Select the lines of the records containing the word "React" and list them.

→ RECORDS FOR THE TASK:
>>>
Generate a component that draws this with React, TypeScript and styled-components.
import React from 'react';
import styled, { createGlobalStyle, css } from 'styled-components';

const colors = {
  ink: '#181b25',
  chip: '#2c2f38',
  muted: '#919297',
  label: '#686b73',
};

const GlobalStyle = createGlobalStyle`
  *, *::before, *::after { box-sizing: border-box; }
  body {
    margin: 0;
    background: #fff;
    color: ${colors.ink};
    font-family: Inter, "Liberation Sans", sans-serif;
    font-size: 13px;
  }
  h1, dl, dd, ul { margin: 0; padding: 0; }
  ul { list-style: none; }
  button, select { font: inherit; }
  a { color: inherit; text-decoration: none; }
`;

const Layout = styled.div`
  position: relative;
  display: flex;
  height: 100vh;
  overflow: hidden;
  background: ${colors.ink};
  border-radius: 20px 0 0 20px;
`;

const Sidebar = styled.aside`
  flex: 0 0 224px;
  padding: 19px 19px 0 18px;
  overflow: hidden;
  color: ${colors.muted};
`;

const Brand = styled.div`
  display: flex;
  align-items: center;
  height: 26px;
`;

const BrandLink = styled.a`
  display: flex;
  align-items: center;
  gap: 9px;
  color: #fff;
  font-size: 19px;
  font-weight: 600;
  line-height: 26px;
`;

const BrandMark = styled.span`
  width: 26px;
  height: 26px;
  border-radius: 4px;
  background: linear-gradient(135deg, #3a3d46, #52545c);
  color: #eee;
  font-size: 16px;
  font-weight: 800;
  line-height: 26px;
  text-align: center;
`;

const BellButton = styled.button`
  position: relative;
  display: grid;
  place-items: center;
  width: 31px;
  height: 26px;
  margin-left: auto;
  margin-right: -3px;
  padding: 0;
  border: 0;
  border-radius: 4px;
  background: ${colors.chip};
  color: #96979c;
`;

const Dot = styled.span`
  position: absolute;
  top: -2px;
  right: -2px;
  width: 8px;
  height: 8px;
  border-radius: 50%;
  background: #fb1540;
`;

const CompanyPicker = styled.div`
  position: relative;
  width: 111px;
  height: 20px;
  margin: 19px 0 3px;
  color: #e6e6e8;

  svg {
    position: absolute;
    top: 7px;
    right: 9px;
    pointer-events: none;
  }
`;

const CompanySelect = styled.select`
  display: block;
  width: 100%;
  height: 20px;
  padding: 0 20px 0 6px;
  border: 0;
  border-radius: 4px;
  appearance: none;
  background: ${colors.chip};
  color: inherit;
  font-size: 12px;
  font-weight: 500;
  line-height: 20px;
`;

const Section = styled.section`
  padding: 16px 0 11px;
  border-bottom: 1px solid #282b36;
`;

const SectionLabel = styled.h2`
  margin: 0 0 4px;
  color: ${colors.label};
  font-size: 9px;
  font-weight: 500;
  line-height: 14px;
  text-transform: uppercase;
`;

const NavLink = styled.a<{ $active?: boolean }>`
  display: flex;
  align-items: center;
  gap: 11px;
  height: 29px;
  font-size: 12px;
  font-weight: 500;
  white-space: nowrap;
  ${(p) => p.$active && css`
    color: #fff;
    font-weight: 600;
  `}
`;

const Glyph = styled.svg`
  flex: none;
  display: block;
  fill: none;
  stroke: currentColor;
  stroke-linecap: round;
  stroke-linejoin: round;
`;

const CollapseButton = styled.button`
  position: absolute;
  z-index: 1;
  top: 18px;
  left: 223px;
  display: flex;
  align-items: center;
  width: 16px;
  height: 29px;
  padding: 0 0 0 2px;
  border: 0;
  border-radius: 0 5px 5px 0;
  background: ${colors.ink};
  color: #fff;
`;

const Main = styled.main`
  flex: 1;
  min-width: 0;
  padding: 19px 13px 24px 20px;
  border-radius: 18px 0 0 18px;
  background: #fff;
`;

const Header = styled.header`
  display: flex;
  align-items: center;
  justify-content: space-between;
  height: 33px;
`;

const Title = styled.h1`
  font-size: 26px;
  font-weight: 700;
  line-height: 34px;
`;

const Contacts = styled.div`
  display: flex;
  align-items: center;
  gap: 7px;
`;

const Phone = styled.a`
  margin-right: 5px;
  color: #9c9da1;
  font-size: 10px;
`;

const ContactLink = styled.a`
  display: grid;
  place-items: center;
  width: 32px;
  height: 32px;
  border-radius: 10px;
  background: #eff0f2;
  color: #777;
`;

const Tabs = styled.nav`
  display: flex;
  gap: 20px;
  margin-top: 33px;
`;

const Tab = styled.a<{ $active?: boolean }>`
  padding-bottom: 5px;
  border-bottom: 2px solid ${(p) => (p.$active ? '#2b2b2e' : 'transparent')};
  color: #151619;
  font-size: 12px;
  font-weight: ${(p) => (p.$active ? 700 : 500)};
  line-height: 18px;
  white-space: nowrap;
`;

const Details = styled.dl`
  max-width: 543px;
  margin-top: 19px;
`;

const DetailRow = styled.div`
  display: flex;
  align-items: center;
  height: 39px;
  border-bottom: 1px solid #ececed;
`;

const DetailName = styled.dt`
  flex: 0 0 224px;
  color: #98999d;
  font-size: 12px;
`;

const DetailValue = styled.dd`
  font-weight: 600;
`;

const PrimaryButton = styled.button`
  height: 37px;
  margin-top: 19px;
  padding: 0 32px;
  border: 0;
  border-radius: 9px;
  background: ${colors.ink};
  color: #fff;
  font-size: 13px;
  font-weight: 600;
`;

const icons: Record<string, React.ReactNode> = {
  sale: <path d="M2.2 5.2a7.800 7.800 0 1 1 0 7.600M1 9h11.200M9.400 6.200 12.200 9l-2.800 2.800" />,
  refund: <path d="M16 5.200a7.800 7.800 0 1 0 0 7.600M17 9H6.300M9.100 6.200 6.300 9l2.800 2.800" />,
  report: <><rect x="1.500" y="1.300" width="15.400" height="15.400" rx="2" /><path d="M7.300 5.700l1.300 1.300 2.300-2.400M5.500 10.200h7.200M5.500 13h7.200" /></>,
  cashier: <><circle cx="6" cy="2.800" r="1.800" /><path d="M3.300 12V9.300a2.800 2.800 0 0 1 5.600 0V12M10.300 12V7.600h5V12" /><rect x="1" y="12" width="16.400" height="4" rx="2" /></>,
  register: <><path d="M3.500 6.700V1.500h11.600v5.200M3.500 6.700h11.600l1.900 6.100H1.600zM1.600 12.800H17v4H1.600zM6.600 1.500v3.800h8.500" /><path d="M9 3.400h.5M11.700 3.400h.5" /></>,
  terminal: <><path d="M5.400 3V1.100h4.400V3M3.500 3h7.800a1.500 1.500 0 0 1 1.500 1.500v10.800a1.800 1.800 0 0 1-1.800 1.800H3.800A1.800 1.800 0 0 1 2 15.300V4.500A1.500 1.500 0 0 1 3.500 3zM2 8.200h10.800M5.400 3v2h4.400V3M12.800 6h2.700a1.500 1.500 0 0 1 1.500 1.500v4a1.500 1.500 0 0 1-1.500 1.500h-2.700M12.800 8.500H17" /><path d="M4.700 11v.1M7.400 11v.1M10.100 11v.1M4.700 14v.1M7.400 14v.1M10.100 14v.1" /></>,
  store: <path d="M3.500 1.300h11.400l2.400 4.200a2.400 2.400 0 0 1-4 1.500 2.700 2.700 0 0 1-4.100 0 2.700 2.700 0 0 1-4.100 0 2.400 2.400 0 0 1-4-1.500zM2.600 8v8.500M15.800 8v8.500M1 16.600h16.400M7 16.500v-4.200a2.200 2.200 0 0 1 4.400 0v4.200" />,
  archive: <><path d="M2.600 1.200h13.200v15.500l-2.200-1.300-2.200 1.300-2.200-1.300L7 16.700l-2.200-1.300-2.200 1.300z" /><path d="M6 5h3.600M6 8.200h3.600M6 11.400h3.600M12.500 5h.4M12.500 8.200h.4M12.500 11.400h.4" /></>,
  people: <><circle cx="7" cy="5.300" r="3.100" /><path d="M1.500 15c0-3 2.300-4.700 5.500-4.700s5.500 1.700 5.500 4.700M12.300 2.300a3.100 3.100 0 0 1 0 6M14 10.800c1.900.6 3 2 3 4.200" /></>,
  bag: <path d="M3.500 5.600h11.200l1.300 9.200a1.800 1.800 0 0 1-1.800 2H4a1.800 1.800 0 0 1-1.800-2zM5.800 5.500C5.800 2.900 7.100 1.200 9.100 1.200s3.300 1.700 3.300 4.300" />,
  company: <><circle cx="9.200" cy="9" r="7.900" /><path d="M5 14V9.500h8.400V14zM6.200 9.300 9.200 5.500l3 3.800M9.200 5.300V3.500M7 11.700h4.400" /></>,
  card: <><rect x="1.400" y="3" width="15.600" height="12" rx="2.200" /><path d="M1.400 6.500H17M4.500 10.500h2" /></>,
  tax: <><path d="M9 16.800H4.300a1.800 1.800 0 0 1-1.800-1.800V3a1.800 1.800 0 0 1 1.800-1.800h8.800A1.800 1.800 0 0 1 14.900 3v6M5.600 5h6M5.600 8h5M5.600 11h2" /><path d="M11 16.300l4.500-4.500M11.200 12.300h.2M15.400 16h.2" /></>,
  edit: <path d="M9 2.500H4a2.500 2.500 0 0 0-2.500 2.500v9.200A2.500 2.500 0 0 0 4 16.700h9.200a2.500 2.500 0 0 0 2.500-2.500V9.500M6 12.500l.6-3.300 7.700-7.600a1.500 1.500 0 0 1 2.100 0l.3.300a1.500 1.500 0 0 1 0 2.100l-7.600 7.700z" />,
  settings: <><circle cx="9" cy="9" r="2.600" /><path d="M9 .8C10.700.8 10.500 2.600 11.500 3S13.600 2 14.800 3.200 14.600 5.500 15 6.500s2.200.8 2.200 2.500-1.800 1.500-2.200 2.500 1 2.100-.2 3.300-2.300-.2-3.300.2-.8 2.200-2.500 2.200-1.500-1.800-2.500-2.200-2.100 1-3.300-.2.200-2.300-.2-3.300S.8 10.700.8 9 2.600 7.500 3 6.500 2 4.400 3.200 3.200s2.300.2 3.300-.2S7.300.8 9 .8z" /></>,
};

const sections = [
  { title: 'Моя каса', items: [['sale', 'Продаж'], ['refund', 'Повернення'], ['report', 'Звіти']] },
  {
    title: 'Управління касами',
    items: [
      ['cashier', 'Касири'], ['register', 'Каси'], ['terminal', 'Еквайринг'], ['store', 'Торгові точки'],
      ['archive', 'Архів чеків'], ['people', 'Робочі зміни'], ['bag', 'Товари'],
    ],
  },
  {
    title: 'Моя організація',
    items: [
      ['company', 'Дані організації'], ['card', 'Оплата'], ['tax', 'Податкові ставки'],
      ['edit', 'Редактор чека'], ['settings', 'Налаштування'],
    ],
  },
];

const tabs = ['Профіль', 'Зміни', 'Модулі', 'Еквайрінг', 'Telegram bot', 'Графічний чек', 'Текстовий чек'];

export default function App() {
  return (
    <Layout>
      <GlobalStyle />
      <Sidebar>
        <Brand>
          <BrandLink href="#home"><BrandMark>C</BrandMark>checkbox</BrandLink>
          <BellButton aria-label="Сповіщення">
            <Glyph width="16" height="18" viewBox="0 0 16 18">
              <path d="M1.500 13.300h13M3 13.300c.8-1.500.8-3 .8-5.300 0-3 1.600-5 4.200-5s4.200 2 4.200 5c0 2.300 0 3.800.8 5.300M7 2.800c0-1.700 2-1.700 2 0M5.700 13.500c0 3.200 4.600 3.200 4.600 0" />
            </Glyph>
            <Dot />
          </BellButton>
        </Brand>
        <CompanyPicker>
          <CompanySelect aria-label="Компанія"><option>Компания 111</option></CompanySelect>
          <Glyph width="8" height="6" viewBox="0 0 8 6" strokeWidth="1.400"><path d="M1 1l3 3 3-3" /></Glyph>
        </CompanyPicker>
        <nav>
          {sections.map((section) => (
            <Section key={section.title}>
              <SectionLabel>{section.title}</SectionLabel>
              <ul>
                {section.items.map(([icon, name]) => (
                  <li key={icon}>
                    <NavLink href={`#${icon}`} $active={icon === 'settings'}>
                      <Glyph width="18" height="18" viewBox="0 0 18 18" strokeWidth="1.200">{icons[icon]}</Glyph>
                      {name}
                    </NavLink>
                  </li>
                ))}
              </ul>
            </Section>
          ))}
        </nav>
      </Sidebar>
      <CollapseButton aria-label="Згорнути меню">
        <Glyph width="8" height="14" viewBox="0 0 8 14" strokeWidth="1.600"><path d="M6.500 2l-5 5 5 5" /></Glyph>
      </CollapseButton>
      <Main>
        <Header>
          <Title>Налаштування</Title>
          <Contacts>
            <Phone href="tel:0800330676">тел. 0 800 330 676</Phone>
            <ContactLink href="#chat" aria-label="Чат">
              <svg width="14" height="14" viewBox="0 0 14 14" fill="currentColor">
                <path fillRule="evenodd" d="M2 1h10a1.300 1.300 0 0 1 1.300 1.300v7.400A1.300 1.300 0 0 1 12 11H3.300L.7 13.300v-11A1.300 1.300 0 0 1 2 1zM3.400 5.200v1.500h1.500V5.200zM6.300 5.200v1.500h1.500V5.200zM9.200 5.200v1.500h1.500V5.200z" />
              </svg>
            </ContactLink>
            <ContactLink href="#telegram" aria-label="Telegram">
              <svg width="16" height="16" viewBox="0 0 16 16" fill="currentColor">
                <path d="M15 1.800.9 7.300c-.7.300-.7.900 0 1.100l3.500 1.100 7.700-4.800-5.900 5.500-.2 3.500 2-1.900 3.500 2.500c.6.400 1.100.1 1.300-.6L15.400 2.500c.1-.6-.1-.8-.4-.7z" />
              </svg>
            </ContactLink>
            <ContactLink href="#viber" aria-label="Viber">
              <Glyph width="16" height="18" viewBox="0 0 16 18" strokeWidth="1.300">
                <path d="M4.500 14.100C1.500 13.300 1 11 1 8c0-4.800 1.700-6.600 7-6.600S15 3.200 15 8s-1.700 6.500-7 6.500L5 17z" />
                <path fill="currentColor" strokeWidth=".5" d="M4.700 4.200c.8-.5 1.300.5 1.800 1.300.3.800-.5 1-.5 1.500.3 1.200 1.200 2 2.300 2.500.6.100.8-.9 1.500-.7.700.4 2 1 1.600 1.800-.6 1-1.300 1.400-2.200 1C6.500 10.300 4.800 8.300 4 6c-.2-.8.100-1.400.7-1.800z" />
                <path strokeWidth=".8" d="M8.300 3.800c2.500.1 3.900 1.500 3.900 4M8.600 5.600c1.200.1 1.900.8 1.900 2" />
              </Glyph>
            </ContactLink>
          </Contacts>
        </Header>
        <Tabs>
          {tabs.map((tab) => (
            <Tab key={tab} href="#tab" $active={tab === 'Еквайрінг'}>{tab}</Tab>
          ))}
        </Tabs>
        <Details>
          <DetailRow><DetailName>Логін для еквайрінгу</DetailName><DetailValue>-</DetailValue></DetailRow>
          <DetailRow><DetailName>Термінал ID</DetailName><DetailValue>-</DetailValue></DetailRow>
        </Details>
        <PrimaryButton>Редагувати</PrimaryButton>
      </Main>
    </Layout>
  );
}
<<<
>>>
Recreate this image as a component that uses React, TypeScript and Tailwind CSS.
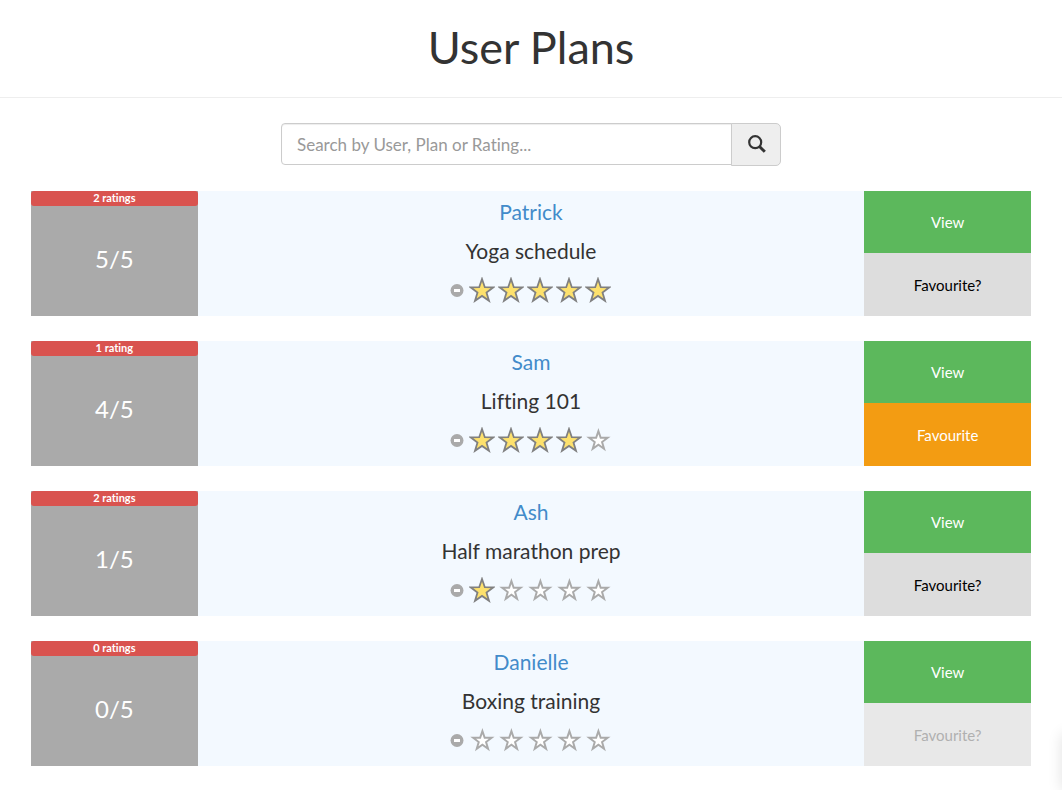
<<<
→ WRITTEN ANSWER:
Generate a component that draws this with React, TypeScript and styled-components.
import React from 'react';
const icons: Record<string, React.ReactNode> = {
Recreate this image as a component that uses React, TypeScript and Tailwind CSS.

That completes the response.